Some time ago I posted about the benefits of pretend polygamy. Basically, it's the idea that you could have multiple spouses that serve multiple purposes and you don't have any of the real-life moral, legal or emotional problems. It would be ideal. You can read my original post on pretend polygamy here.
Unfortunately, even fantasies can be flawed and can disappoint. One of my pretend husbands was Ashton Kutcher. I pretend married him for a variety of reasons, one of which was that he was my "fun" spouse. As it turns out, Ashton committed the one cardinal sin of pretend husbands: he demonstrated he is human and destroyed my the fantasy. It's time for a pretend divorce.
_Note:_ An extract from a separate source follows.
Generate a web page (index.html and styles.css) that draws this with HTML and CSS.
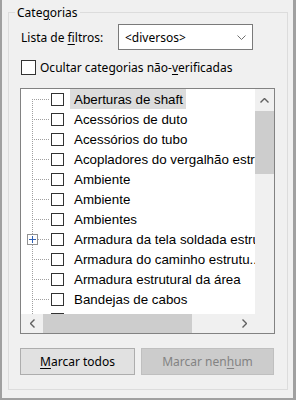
FILE: index.html
```html
<!DOCTYPE html>
<html lang="pt-BR">
<head>
  <meta charset="UTF-8">
  <title>Categorias</title>
  <link rel="stylesheet" href="styles.css">
</head>
<body>
  <div class="dialog">
    <fieldset class="group">
      <legend>Cate<u>g</u>orias</legend>

      <div class="filter-row">
        <span class="filter-label">Lista de <u>f</u>iltros:</span>
        <div class="combo">
          <span>&lt;diversos&gt;</span>
          <svg width="9" height="5" viewBox="0 0 9 5"><polyline points="0.5,0.5 4.5,4.5 8.5,0.5" fill="none" stroke="#707070" stroke-width="1"/></svg>
        </div>
      </div>

      <div class="check-row">
        <span class="check big"></span>
        <span class="check-label">Ocultar categorias não-<u>v</u>erificadas</span>
      </div>

      <div class="tree">
        <div class="viewport">
          <div class="row first sel"><span class="branch"></span><span class="check"></span><span class="name">Aberturas de shaft</span></div>
          <div class="row"><span class="branch"></span><span class="check"></span><span class="name">Acessórios de duto</span></div>
          <div class="row"><span class="branch"></span><span class="check"></span><span class="name">Acessórios do tubo</span></div>
          <div class="row"><span class="branch"></span><span class="check"></span><span class="name">Acopladores do vergalhão estrutural</span></div>
          <div class="row"><span class="branch"></span><span class="check"></span><span class="name">Ambiente</span></div>
          <div class="row"><span class="branch"></span><span class="check"></span><span class="name">Ambiente</span></div>
          <div class="row"><span class="branch"></span><span class="check"></span><span class="name">Ambientes</span></div>
          <div class="row"><span class="branch"><span class="plus"></span></span><span class="check"></span><span class="name">Armadura da tela soldada estrutural</span></div>
          <div class="row"><span class="branch"></span><span class="check"></span><span class="name">Armadura do caminho estrutu...</span></div>
          <div class="row"><span class="branch"></span><span class="check"></span><span class="name">Armadura estrutural da área</span></div>
          <div class="row"><span class="branch"></span><span class="check"></span><span class="name">Bandejas de cabos</span></div>
          <div class="row"><span class="branch"></span><span class="check"></span><span class="name">Conexões da bandeja de cabos</span></div>
        </div>
        <div class="vscroll">
          <div class="arrow v-arrow">
            <svg width="9" height="5" viewBox="0 0 9 5"><polyline points="0.5,4.5 4.5,0.5 8.5,4.5" fill="none" stroke="#606060" stroke-width="1.4"/></svg>
          </div>
          <div class="vthumb"></div>
        </div>
        <div class="hscroll">
          <div class="arrow h-arrow">
            <svg width="5" height="9" viewBox="0 0 5 9"><polyline points="4.5,0.5 0.5,4.5 4.5,8.5" fill="none" stroke="#606060" stroke-width="1.4"/></svg>
          </div>
          <div class="hthumb"></div>
          <div class="arrow h-arrow right">
            <svg width="5" height="9" viewBox="0 0 5 9"><polyline points="0.5,0.5 4.5,4.5 0.5,8.5" fill="none" stroke="#606060" stroke-width="1.4"/></svg>
          </div>
        </div>
        <div class="corner"></div>
      </div>

      <div class="buttons">
        <button class="btn all"><u>M</u>arcar todos</button>
        <button class="btn none" disabled>Marcar nen<u>h</u>um</button>
      </div>
    </fieldset>
  </div>
</body>
</html>
```

FILE: styles.css
```css
* { box-sizing: border-box; }
body {
  margin: 0;
  background: #f0f0f0;
  font-family: "Noto Sans", "Open Sans", sans-serif;
  font-size: 12px;
  color: #000;
}
u { text-underline-offset: 2px; }

.dialog {
  width: 296px;
  height: 400px;
  padding: 4px 5px 0 6px;
  border-left: 2px solid #a0a0a0;
  border-right: 3px solid #a0a0a0;
  border-bottom: 2px solid #a0a0a0;
}
.group {
  margin: 0;
  min-width: 0;
  border: 1px solid #dcdcdc;
  padding: 3px 12px 14px 11px;
}
.group legend {
  margin-left: -5px;
  padding: 0 2px;
  line-height: 17px;
}

.filter-row {
  display: flex;
  align-items: center;
  height: 26px;
}
.filter-label {
  width: 98px;
  padding-left: 1px;
}
.combo {
  width: 135px;
  height: 26px;
  border: 1px solid #7a7a7a;
  background: #fff;
  display: flex;
  align-items: center;
  justify-content: space-between;
  padding: 0 6px;
}

.check-row {
  display: flex;
  align-items: center;
  height: 15px;
  margin-top: 10px;
}
.check {
  flex: none;
  width: 13px;
  height: 13px;
  border: 1px solid #333;
  background: #fff;
}
.check.big {
  width: 15px;
  height: 15px;
  margin-left: 1px;
}
.check-label { margin-left: 4px; }

.tree {
  margin-top: 13px;
  height: 246px;
  border: 1px solid #828282;
  background: #fff;
  display: grid;
  grid-template-columns: 234px 19px;
  grid-template-rows: 225px 19px;
}
.viewport {
  overflow: hidden;
}
.row {
  display: flex;
  align-items: center;
  height: 20px;
  white-space: nowrap;
}
.branch {
  flex: none;
  display: flex;
  align-items: center;
  width: 19px;
  height: 20px;
  margin-left: 11px;
  background:
    repeating-linear-gradient(to bottom, #a0a0a0 0 1px, transparent 1px 2px) 0 0 / 1px 100% no-repeat,
    repeating-linear-gradient(to right, #a0a0a0 0 1px, transparent 1px 2px) 0 10px / 17px 1px no-repeat;
}
.row.first .branch {
  background:
    repeating-linear-gradient(to bottom, #a0a0a0 0 1px, transparent 1px 2px) 0 10px / 1px 10px no-repeat,
    repeating-linear-gradient(to right, #a0a0a0 0 1px, transparent 1px 2px) 0 10px / 17px 1px no-repeat;
}
.plus {
  width: 11px;
  height: 11px;
  margin-left: -5px;
  border: 1px solid #919191;
  background:
    linear-gradient(#2f5fb3, #2f5fb3) center / 7px 1px no-repeat,
    linear-gradient(#2f5fb3, #2f5fb3) center / 1px 7px no-repeat,
    #fff;
}
.name {
  margin-left: 6px;
  padding: 0 3px 0 4px;
  height: 20px;
  line-height: 21px;
  font-family: "Liberation Sans", Arial, sans-serif;
  font-size: 13.33px;
}
.row.sel .name { background: #dcdcdc; }

.vscroll {
  background: #f0f0f0;
  display: flex;
  flex-direction: column;
}
.arrow {
  display: flex;
  align-items: center;
  justify-content: center;
  flex: none;
}
.v-arrow { height: 22px; }
.vthumb {
  height: 63px;
  background: #cdcdcd;
}
.hscroll {
  background: #f0f0f0;
  display: flex;
}
.h-arrow { width: 22px; }
.h-arrow.right { margin-left: auto; }
.hthumb {
  width: 149px;
  background: #cdcdcd;
}
.corner { background: #f0f0f0; }

.buttons {
  display: flex;
  gap: 6px;
  margin-top: 14px;
}
.btn {
  height: 27px;
  padding: 0;
  font-family: inherit;
  font-size: 12px;
  color: #000;
  background: #e1e1e1;
  border: 1px solid #adadad;
}
.btn.all { width: 115px; }
.btn.none {
  width: 133px;
  background: #cccccc;
  border-color: #bfbfbf;
  color: #838383;
}
```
Having a hole in my pretend repertoire of relationships got me thinking. Who should take his place? I wanted someone about the same age (because all of my other pretend husbands are around my age - I need some younger blood!), and a hot body is kind of a prerequisite if we're talking about fantasy. Duh - Ryan Reynolds. So I have decided to replace the disappointing Ashton with the smokin' hot Ryan:
Ryan, sweet Ryan, will you please, with cherries on top, marry me?
I, Wendy, take you Ryan Reynolds, to be my pretend husband,
To have and to hold from this day forward, in my fantasies,
Only for better, never for worse, for richer and poorer,
In sickness and in health, to love and support by seeing all of your movies,
Until my disinterest do we part.
Ryan will play the role of my boy toy to do with as I please. He will love and honor me, for as long as I want. 'Nuff said.